Exercise brief. Images should be left out, and everything else in the listing reproduced exactly.

▬▬▬

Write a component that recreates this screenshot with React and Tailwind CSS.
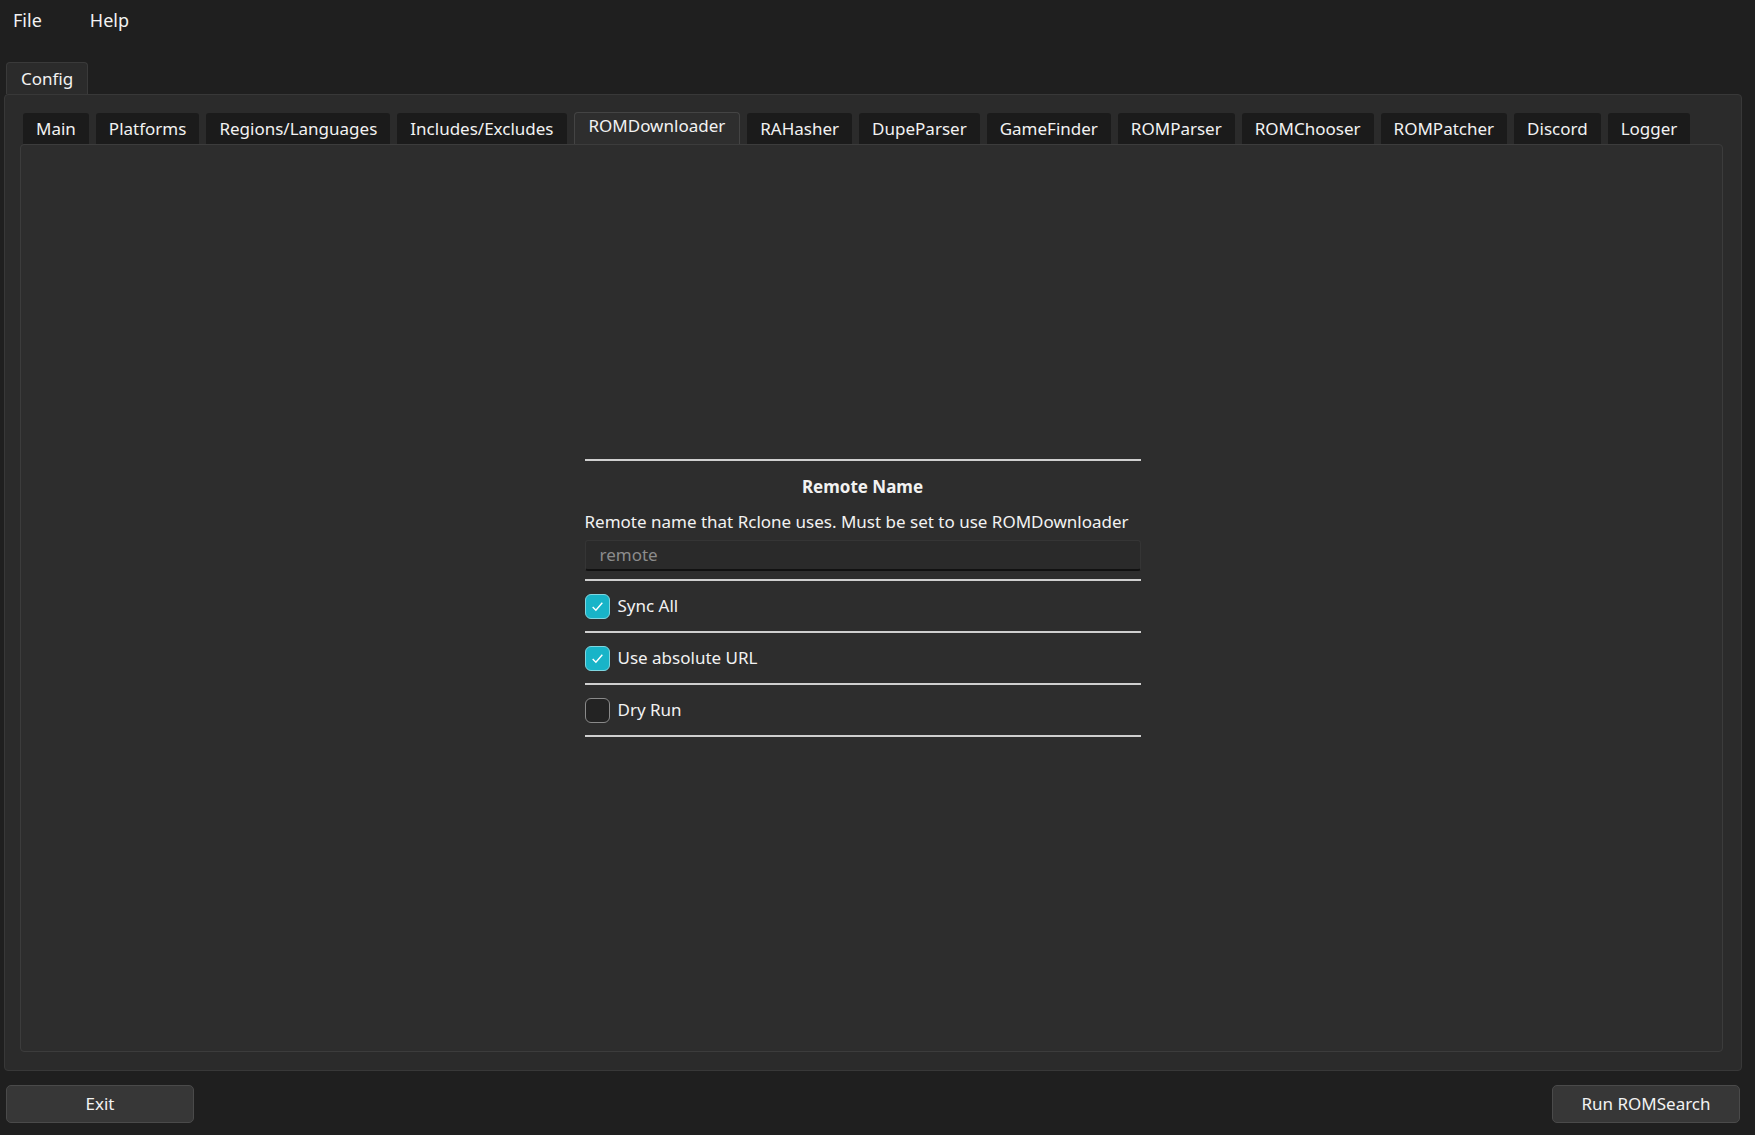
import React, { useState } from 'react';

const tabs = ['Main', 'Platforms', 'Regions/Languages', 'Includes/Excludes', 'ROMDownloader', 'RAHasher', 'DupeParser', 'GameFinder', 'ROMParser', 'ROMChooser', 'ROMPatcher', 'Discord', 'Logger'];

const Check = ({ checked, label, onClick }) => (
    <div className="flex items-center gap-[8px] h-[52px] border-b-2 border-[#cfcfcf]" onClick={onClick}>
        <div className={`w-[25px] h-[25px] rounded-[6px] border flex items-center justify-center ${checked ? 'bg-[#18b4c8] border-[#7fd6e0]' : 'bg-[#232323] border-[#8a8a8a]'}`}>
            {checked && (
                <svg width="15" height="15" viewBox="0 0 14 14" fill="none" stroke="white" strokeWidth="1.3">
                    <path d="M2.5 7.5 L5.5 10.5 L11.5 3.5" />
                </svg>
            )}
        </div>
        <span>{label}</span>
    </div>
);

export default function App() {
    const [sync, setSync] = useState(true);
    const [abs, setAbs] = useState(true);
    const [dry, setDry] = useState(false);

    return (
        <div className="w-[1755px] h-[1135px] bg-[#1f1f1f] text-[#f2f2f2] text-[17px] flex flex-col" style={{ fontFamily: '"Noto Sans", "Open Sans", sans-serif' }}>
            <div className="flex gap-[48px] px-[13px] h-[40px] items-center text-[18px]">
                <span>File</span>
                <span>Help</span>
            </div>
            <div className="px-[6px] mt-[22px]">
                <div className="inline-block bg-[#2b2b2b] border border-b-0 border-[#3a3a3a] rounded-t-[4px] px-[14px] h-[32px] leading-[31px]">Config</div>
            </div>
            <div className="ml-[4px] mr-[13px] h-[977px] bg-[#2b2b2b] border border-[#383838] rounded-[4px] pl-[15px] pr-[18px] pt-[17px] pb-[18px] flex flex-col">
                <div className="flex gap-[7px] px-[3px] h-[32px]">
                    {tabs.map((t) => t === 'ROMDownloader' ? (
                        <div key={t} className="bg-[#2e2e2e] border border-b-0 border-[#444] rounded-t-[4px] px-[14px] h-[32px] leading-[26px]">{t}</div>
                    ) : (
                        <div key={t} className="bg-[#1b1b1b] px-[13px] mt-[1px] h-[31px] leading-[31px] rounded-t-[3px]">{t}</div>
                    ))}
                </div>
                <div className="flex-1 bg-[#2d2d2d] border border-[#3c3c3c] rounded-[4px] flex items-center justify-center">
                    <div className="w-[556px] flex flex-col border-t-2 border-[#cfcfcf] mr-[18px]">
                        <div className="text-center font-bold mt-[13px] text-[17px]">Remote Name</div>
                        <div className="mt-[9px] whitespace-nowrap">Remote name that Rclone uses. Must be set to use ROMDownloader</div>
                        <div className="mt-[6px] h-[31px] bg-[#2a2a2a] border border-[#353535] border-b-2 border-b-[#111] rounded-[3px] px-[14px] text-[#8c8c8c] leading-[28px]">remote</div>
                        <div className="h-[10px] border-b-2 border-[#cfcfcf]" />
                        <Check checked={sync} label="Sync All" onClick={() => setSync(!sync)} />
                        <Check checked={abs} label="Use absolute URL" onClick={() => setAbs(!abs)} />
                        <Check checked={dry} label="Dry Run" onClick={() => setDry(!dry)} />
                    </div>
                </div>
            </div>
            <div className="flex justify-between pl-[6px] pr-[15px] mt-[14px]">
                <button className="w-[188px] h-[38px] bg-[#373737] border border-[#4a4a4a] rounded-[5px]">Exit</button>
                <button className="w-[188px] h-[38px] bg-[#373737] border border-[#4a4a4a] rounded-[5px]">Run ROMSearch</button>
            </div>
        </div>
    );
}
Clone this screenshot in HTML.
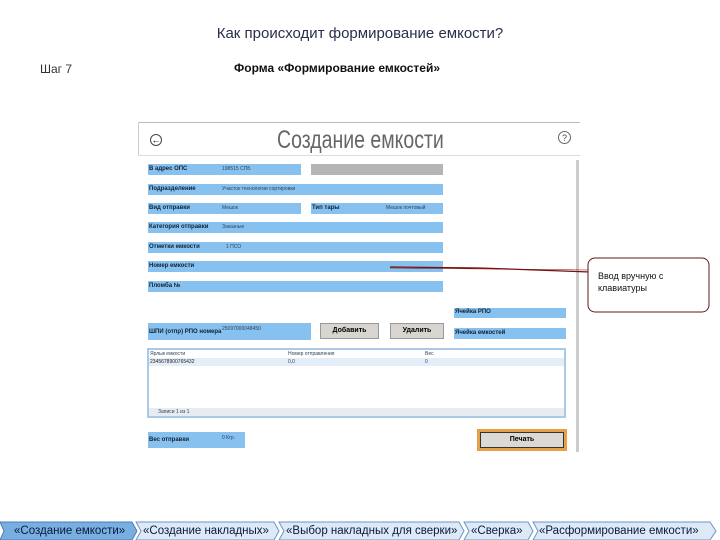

▬▬▬

Final result.
Write a component that recreates this screenshot with React and Tailwind CSS.
import React, { useState } from 'react';

const tabs = ['Main', 'Platforms', 'Regions/Languages', 'Includes/Excludes', 'ROMDownloader', 'RAHasher', 'DupeParser', 'GameFinder', 'ROMParser', 'ROMChooser', 'ROMPatcher', 'Discord', 'Logger'];

const Check = ({ checked, label, onClick }) => (
    <div className="flex items-center gap-[8px] h-[52px] border-b-2 border-[#cfcfcf]" onClick={onClick}>
        <div className={`w-[25px] h-[25px] rounded-[6px] border flex items-center justify-center ${checked ? 'bg-[#18b4c8] border-[#7fd6e0]' : 'bg-[#232323] border-[#8a8a8a]'}`}>
            {checked && (
                <svg width="15" height="15" viewBox="0 0 14 14" fill="none" stroke="white" strokeWidth="1.3">
                    <path d="M2.5 7.5 L5.5 10.5 L11.5 3.5" />
                </svg>
            )}
        </div>
        <span>{label}</span>
    </div>
);

export default function App() {
    const [sync, setSync] = useState(true);
    const [abs, setAbs] = useState(true);
    const [dry, setDry] = useState(false);

    return (
        <div className="w-[1755px] h-[1135px] bg-[#1f1f1f] text-[#f2f2f2] text-[17px] flex flex-col" style={{ fontFamily: '"Noto Sans", "Open Sans", sans-serif' }}>
            <div className="flex gap-[48px] px-[13px] h-[40px] items-center text-[18px]">
                <span>File</span>
                <span>Help</span>
            </div>
            <div className="px-[6px] mt-[22px]">
                <div className="inline-block bg-[#2b2b2b] border border-b-0 border-[#3a3a3a] rounded-t-[4px] px-[14px] h-[32px] leading-[31px]">Config</div>
            </div>
            <div className="ml-[4px] mr-[13px] h-[977px] bg-[#2b2b2b] border border-[#383838] rounded-[4px] pl-[15px] pr-[18px] pt-[17px] pb-[18px] flex flex-col">
                <div className="flex gap-[7px] px-[3px] h-[32px]">
                    {tabs.map((t) => t === 'ROMDownloader' ? (
                        <div key={t} className="bg-[#2e2e2e] border border-b-0 border-[#444] rounded-t-[4px] px-[14px] h-[32px] leading-[26px]">{t}</div>
                    ) : (
                        <div key={t} className="bg-[#1b1b1b] px-[13px] mt-[1px] h-[31px] leading-[31px] rounded-t-[3px]">{t}</div>
                    ))}
                </div>
                <div className="flex-1 bg-[#2d2d2d] border border-[#3c3c3c] rounded-[4px] flex items-center justify-center">
                    <div className="w-[556px] flex flex-col border-t-2 border-[#cfcfcf] mr-[18px]">
                        <div className="text-center font-bold mt-[13px] text-[17px]">Remote Name</div>
                        <div className="mt-[9px] whitespace-nowrap">Remote name that Rclone uses. Must be set to use ROMDownloader</div>
                        <div className="mt-[6px] h-[31px] bg-[#2a2a2a] border border-[#353535] border-b-2 border-b-[#111] rounded-[3px] px-[14px] text-[#8c8c8c] leading-[28px]">remote</div>
                        <div className="h-[10px] border-b-2 border-[#cfcfcf]" />
                        <Check checked={sync} label="Sync All" onClick={() => setSync(!sync)} />
                        <Check checked={abs} label="Use absolute URL" onClick={() => setAbs(!abs)} />
                        <Check checked={dry} label="Dry Run" onClick={() => setDry(!dry)} />
                    </div>
                </div>
            </div>
            <div className="flex justify-between pl-[6px] pr-[15px] mt-[14px]">
                <button className="w-[188px] h-[38px] bg-[#373737] border border-[#4a4a4a] rounded-[5px]">Exit</button>
                <button className="w-[188px] h-[38px] bg-[#373737] border border-[#4a4a4a] rounded-[5px]">Run ROMSearch</button>
            </div>
        </div>
    );
}
Clone this screenshot in HTML.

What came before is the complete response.